## Provided data:
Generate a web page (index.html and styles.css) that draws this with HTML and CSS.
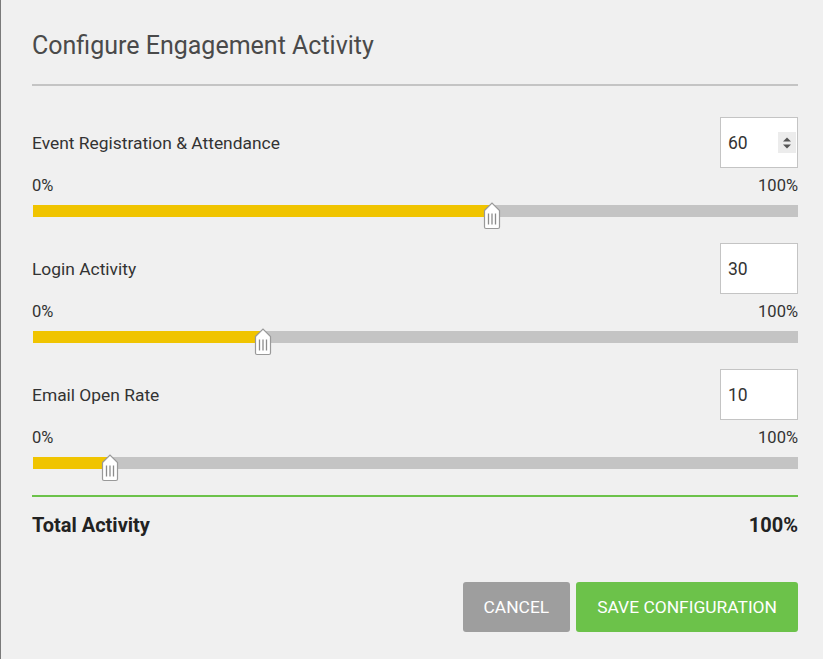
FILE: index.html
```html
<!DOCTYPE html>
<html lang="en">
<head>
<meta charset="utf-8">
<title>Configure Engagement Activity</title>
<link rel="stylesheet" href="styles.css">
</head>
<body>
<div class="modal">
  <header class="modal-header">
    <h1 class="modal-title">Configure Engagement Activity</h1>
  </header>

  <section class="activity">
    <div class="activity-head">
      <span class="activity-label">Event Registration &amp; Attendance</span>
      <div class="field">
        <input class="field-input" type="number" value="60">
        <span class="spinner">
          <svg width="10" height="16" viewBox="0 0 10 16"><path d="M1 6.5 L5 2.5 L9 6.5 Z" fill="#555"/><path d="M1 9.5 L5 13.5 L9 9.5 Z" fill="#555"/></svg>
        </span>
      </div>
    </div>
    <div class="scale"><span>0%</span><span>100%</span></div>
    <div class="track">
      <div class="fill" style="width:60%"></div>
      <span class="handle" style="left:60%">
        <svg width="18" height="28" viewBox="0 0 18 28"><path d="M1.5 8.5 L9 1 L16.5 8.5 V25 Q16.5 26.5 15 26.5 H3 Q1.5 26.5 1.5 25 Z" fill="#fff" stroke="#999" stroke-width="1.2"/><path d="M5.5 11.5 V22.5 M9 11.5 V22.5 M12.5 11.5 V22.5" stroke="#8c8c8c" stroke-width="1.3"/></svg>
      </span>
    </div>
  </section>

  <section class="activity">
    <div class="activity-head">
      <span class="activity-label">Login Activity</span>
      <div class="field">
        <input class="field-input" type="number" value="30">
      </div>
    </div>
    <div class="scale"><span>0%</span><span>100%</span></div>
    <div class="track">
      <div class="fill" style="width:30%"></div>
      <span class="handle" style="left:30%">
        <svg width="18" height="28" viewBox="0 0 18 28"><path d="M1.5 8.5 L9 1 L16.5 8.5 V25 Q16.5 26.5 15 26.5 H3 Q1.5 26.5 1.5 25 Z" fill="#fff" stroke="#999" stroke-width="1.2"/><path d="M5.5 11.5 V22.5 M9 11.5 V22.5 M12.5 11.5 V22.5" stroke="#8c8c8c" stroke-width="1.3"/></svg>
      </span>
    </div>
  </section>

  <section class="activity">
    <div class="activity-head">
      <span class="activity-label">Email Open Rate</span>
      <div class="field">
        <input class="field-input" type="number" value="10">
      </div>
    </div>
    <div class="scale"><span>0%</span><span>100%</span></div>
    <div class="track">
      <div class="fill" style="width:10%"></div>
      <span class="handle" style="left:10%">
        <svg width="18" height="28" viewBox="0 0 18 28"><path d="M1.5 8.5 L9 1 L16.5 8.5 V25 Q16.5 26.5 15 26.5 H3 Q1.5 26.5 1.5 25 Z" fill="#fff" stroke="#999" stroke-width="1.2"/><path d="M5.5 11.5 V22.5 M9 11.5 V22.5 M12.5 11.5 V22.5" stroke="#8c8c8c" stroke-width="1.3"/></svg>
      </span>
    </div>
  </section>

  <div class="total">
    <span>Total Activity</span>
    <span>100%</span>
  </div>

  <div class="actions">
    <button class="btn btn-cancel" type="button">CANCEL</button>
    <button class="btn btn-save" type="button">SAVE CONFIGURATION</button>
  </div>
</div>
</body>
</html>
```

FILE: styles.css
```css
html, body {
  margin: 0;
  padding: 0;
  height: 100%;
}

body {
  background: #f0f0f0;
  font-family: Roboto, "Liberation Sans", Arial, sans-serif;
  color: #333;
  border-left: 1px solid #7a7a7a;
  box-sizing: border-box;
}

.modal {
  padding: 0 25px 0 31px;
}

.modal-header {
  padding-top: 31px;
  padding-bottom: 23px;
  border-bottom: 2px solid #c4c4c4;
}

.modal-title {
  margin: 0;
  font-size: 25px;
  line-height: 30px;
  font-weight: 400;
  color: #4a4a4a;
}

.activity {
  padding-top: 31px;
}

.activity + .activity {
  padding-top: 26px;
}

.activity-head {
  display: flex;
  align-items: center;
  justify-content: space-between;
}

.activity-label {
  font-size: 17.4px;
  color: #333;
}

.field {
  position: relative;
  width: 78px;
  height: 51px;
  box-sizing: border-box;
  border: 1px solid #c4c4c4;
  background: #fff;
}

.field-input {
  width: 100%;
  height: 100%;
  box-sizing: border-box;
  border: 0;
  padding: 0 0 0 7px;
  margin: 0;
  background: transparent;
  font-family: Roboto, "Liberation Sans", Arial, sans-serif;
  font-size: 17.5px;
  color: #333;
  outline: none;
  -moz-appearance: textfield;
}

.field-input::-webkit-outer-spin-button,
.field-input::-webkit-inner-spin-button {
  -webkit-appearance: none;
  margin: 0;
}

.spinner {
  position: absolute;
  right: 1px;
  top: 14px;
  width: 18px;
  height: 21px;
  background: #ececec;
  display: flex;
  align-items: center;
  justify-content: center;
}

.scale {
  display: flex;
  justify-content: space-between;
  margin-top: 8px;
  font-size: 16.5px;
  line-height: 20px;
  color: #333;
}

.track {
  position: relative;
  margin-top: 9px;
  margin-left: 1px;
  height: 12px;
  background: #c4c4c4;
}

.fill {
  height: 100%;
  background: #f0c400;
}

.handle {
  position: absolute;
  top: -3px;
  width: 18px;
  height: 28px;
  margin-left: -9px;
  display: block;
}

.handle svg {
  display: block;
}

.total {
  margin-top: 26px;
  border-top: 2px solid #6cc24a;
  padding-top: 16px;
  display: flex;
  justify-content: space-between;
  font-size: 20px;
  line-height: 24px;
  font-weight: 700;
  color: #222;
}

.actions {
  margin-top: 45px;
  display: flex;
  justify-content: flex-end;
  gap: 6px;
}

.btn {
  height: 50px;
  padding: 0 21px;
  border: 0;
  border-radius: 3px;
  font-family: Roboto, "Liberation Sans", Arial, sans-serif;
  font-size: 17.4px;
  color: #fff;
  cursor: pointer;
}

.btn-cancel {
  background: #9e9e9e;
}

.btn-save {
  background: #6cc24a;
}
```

## Requirements:
Repeat the material above verbatim, with no pictures in the output.

## Task result:
Generate a web page (index.html and styles.css) that draws this with HTML and CSS.
FILE: index.html
```html
<!DOCTYPE html>
<html lang="en">
<head>
<meta charset="utf-8">
<title>Configure Engagement Activity</title>
<link rel="stylesheet" href="styles.css">
</head>
<body>
<div class="modal">
  <header class="modal-header">
    <h1 class="modal-title">Configure Engagement Activity</h1>
  </header>

  <section class="activity">
    <div class="activity-head">
      <span class="activity-label">Event Registration &amp; Attendance</span>
      <div class="field">
        <input class="field-input" type="number" value="60">
        <span class="spinner">
          <svg width="10" height="16" viewBox="0 0 10 16"><path d="M1 6.5 L5 2.5 L9 6.5 Z" fill="#555"/><path d="M1 9.5 L5 13.5 L9 9.5 Z" fill="#555"/></svg>
        </span>
      </div>
    </div>
    <div class="scale"><span>0%</span><span>100%</span></div>
    <div class="track">
      <div class="fill" style="width:60%"></div>
      <span class="handle" style="left:60%">
        <svg width="18" height="28" viewBox="0 0 18 28"><path d="M1.5 8.5 L9 1 L16.5 8.5 V25 Q16.5 26.5 15 26.5 H3 Q1.5 26.5 1.5 25 Z" fill="#fff" stroke="#999" stroke-width="1.2"/><path d="M5.5 11.5 V22.5 M9 11.5 V22.5 M12.5 11.5 V22.5" stroke="#8c8c8c" stroke-width="1.3"/></svg>
      </span>
    </div>
  </section>

  <section class="activity">
    <div class="activity-head">
      <span class="activity-label">Login Activity</span>
      <div class="field">
        <input class="field-input" type="number" value="30">
      </div>
    </div>
    <div class="scale"><span>0%</span><span>100%</span></div>
    <div class="track">
      <div class="fill" style="width:30%"></div>
      <span class="handle" style="left:30%">
        <svg width="18" height="28" viewBox="0 0 18 28"><path d="M1.5 8.5 L9 1 L16.5 8.5 V25 Q16.5 26.5 15 26.5 H3 Q1.5 26.5 1.5 25 Z" fill="#fff" stroke="#999" stroke-width="1.2"/><path d="M5.5 11.5 V22.5 M9 11.5 V22.5 M12.5 11.5 V22.5" stroke="#8c8c8c" stroke-width="1.3"/></svg>
      </span>
    </div>
  </section>

  <section class="activity">
    <div class="activity-head">
      <span class="activity-label">Email Open Rate</span>
      <div class="field">
        <input class="field-input" type="number" value="10">
      </div>
    </div>
    <div class="scale"><span>0%</span><span>100%</span></div>
    <div class="track">
      <div class="fill" style="width:10%"></div>
      <span class="handle" style="left:10%">
        <svg width="18" height="28" viewBox="0 0 18 28"><path d="M1.5 8.5 L9 1 L16.5 8.5 V25 Q16.5 26.5 15 26.5 H3 Q1.5 26.5 1.5 25 Z" fill="#fff" stroke="#999" stroke-width="1.2"/><path d="M5.5 11.5 V22.5 M9 11.5 V22.5 M12.5 11.5 V22.5" stroke="#8c8c8c" stroke-width="1.3"/></svg>
      </span>
    </div>
  </section>

  <div class="total">
    <span>Total Activity</span>
    <span>100%</span>
  </div>

  <div class="actions">
    <button class="btn btn-cancel" type="button">CANCEL</button>
    <button class="btn btn-save" type="button">SAVE CONFIGURATION</button>
  </div>
</div>
</body>
</html>
```

FILE: styles.css
```css
html, body {
  margin: 0;
  padding: 0;
  height: 100%;
}

body {
  background: #f0f0f0;
  font-family: Roboto, "Liberation Sans", Arial, sans-serif;
  color: #333;
  border-left: 1px solid #7a7a7a;
  box-sizing: border-box;
}

.modal {
  padding: 0 25px 0 31px;
}

.modal-header {
  padding-top: 31px;
  padding-bottom: 23px;
  border-bottom: 2px solid #c4c4c4;
}

.modal-title {
  margin: 0;
  font-size: 25px;
  line-height: 30px;
  font-weight: 400;
  color: #4a4a4a;
}

.activity {
  padding-top: 31px;
}

.activity + .activity {
  padding-top: 26px;
}

.activity-head {
  display: flex;
  align-items: center;
  justify-content: space-between;
}

.activity-label {
  font-size: 17.4px;
  color: #333;
}

.field {
  position: relative;
  width: 78px;
  height: 51px;
  box-sizing: border-box;
  border: 1px solid #c4c4c4;
  background: #fff;
}

.field-input {
  width: 100%;
  height: 100%;
  box-sizing: border-box;
  border: 0;
  padding: 0 0 0 7px;
  margin: 0;
  background: transparent;
  font-family: Roboto, "Liberation Sans", Arial, sans-serif;
  font-size: 17.5px;
  color: #333;
  outline: none;
  -moz-appearance: textfield;
}

.field-input::-webkit-outer-spin-button,
.field-input::-webkit-inner-spin-button {
  -webkit-appearance: none;
  margin: 0;
}

.spinner {
  position: absolute;
  right: 1px;
  top: 14px;
  width: 18px;
  height: 21px;
  background: #ececec;
  display: flex;
  align-items: center;
  justify-content: center;
}

.scale {
  display: flex;
  justify-content: space-between;
  margin-top: 8px;
  font-size: 16.5px;
  line-height: 20px;
  color: #333;
}

.track {
  position: relative;
  margin-top: 9px;
  margin-left: 1px;
  height: 12px;
  background: #c4c4c4;
}

.fill {
  height: 100%;
  background: #f0c400;
}

.handle {
  position: absolute;
  top: -3px;
  width: 18px;
  height: 28px;
  margin-left: -9px;
  display: block;
}

.handle svg {
  display: block;
}

.total {
  margin-top: 26px;
  border-top: 2px solid #6cc24a;
  padding-top: 16px;
  display: flex;
  justify-content: space-between;
  font-size: 20px;
  line-height: 24px;
  font-weight: 700;
  color: #222;
}

.actions {
  margin-top: 45px;
  display: flex;
  justify-content: flex-end;
  gap: 6px;
}

.btn {
  height: 50px;
  padding: 0 21px;
  border: 0;
  border-radius: 3px;
  font-family: Roboto, "Liberation Sans", Arial, sans-serif;
  font-size: 17.4px;
  color: #fff;
  cursor: pointer;
}

.btn-cancel {
  background: #9e9e9e;
}

.btn-save {
  background: #6cc24a;
}
```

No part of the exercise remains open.